■ TASK PROMPT:
Scan the lines below; pull out those with "component".

■ DATA PROVIDED:
****************************************

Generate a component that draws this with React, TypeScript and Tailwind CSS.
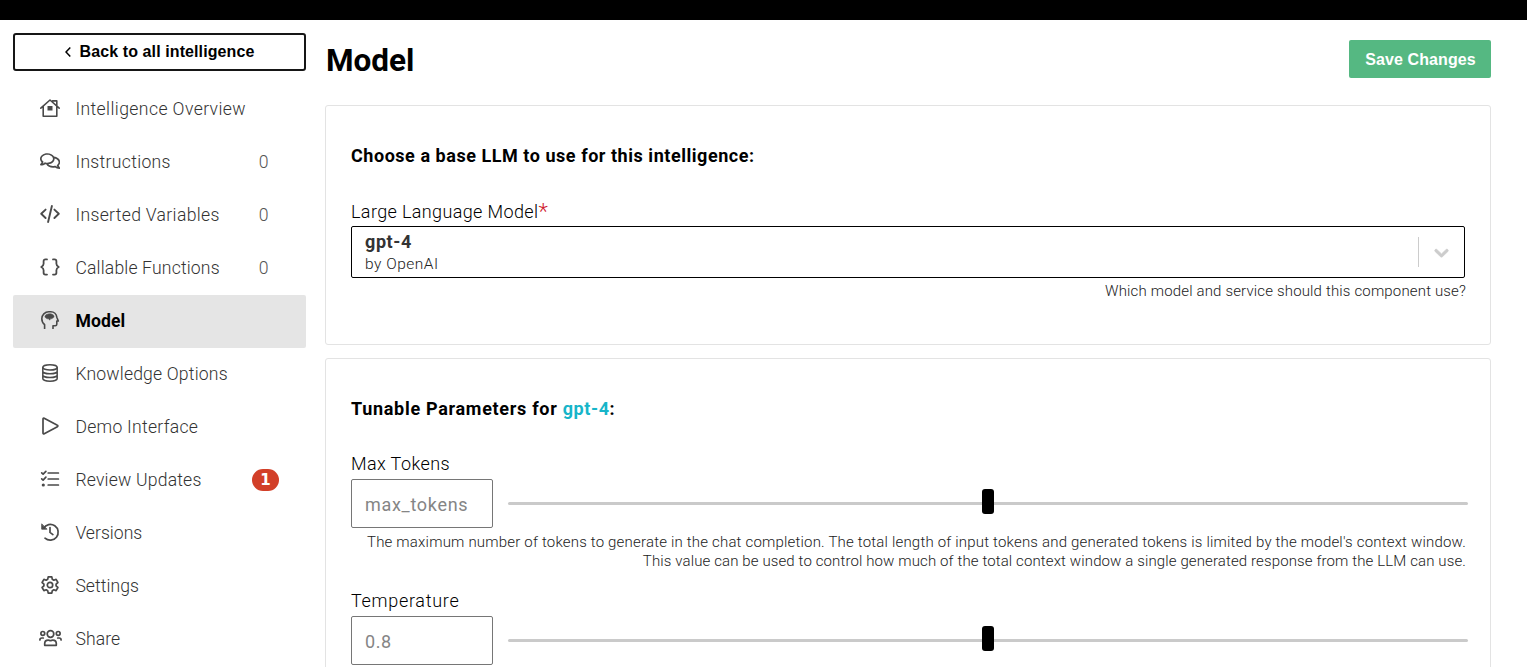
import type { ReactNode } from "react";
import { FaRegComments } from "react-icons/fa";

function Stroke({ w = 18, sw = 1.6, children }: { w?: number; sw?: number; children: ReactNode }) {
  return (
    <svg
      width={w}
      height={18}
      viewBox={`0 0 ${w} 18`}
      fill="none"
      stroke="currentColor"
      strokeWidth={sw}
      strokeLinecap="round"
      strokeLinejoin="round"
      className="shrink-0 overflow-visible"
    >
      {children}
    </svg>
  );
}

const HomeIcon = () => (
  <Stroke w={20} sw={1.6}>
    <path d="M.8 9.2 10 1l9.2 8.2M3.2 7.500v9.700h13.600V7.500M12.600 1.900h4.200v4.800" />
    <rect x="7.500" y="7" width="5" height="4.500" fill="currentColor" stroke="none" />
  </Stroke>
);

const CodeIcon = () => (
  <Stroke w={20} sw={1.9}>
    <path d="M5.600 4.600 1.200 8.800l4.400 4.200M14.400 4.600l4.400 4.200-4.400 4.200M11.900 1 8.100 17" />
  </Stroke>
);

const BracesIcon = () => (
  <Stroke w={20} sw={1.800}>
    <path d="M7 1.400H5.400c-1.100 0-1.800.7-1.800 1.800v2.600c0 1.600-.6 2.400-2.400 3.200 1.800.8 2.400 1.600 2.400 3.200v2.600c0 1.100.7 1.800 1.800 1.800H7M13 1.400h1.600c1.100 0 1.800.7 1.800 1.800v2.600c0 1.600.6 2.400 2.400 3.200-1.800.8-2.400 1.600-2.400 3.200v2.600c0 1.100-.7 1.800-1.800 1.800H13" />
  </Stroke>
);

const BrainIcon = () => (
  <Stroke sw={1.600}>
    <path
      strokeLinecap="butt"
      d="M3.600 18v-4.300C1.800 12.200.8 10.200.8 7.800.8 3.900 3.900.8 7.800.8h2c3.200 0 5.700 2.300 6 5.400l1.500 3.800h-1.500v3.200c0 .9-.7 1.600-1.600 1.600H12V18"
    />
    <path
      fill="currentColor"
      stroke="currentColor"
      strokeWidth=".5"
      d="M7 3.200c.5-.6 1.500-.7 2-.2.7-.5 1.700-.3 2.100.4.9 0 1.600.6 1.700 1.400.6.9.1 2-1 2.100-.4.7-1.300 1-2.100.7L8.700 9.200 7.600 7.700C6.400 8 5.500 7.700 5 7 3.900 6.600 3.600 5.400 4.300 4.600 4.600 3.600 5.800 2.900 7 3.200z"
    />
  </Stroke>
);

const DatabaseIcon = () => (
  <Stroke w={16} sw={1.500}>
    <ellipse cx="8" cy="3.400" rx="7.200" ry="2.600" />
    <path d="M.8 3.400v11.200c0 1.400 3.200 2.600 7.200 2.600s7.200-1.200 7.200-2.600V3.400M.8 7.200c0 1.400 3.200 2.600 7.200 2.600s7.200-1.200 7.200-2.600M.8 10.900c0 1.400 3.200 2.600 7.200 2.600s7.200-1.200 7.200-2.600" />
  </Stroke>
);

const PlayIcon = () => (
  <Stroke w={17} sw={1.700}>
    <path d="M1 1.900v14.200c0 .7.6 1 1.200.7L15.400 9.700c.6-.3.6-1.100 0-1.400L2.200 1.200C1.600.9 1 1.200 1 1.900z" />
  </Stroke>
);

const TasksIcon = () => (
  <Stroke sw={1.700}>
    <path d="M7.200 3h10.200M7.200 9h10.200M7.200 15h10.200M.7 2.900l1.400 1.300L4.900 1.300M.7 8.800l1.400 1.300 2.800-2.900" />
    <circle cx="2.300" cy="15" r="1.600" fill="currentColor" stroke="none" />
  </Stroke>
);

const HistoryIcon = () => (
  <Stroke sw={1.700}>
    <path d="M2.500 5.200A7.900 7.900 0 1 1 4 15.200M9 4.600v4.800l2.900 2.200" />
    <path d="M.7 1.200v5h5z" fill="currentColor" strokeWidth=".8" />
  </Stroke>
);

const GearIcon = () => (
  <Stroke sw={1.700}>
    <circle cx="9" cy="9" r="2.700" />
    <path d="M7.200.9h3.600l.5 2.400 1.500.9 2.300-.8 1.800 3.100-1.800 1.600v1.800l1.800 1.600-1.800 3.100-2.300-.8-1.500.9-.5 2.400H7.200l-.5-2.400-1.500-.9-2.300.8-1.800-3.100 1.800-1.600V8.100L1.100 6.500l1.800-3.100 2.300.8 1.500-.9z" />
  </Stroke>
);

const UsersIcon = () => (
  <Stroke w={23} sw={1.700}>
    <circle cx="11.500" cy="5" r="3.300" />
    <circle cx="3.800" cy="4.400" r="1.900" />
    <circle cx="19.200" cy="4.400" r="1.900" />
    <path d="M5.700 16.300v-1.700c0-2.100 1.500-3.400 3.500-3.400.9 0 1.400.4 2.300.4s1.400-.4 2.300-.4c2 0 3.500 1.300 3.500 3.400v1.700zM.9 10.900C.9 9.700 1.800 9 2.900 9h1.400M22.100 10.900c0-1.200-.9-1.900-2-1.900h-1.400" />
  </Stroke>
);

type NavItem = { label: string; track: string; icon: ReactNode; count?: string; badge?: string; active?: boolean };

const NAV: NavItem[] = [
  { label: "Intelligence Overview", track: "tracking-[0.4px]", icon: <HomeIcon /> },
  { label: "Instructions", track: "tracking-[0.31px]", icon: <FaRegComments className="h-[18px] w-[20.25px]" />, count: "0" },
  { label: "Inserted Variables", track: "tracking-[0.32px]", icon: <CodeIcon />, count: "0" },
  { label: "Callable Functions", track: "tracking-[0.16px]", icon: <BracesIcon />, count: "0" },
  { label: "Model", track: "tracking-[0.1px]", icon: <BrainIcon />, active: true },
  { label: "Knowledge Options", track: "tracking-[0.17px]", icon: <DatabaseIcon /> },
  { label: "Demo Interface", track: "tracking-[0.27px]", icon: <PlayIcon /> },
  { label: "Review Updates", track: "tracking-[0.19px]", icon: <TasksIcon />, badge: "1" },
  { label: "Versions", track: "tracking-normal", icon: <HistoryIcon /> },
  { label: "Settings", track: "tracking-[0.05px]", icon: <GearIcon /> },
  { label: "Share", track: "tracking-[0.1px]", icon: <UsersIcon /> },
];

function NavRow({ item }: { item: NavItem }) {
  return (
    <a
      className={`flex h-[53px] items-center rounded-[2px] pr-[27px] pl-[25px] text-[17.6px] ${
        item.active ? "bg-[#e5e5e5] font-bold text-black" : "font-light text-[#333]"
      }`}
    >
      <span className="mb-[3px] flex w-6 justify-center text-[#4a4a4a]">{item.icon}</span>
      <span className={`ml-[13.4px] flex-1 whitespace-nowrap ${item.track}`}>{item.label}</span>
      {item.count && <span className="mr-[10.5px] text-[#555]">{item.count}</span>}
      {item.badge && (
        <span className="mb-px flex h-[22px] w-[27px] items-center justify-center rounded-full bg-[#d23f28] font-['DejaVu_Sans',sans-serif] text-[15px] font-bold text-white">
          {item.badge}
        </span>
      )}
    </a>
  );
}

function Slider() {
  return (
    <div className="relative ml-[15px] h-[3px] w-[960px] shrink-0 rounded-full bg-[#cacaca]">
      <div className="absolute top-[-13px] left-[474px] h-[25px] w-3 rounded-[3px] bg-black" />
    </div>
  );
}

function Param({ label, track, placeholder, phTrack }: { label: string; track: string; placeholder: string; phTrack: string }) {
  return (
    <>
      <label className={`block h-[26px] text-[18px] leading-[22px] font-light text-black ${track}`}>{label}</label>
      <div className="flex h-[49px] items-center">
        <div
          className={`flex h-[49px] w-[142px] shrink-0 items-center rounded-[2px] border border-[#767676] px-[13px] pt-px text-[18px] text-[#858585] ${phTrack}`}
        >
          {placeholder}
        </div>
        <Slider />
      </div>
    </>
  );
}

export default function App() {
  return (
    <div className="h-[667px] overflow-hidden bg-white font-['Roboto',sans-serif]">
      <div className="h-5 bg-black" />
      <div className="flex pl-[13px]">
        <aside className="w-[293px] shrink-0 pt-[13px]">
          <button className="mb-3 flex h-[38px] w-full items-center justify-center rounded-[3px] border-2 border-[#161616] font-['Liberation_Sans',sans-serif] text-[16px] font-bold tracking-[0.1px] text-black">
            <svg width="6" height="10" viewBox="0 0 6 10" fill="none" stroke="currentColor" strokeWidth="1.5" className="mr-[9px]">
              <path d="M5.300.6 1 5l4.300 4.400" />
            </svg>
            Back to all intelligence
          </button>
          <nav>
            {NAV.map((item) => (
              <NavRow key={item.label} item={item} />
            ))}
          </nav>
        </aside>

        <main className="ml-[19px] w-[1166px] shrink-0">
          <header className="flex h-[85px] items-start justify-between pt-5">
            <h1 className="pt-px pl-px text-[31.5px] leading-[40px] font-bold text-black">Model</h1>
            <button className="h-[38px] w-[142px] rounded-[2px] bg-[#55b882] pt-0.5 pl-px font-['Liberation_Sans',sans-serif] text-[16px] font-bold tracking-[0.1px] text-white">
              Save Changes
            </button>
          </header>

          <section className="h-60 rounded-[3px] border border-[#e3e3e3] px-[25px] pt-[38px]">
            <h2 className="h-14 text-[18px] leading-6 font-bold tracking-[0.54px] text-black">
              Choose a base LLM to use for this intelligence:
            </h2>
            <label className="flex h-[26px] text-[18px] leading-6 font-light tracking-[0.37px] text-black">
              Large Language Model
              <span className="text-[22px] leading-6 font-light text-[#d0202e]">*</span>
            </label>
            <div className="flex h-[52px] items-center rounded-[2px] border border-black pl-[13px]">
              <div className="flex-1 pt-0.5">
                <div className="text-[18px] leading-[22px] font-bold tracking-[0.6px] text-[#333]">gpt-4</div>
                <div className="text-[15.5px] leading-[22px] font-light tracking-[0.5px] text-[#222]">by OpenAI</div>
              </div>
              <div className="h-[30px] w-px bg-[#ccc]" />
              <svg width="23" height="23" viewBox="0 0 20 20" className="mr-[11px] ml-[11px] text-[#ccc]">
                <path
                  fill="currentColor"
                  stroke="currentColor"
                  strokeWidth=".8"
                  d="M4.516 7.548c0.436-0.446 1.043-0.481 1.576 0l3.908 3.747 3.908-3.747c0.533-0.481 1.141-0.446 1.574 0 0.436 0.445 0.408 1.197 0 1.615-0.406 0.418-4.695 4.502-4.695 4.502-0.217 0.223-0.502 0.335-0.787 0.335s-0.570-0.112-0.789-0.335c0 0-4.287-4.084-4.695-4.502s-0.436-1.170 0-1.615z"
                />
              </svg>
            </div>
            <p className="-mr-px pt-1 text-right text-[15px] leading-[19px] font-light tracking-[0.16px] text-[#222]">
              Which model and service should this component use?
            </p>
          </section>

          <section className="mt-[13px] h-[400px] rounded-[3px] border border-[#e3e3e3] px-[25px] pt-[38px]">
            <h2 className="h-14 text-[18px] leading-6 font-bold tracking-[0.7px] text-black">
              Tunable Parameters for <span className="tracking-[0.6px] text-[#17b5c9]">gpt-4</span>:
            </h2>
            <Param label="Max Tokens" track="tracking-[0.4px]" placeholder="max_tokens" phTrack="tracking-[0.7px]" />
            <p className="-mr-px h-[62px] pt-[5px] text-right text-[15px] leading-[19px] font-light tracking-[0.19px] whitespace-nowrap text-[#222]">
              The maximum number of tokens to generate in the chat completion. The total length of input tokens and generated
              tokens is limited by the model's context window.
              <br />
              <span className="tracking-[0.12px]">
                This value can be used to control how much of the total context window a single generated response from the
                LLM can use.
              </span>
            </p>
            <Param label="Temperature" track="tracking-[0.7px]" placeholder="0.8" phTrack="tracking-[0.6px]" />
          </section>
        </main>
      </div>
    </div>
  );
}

****************************************

■ EXERCISE RESPONSE:
Generate a component that draws this with React, TypeScript and Tailwind CSS.
              Which model and service should this component use?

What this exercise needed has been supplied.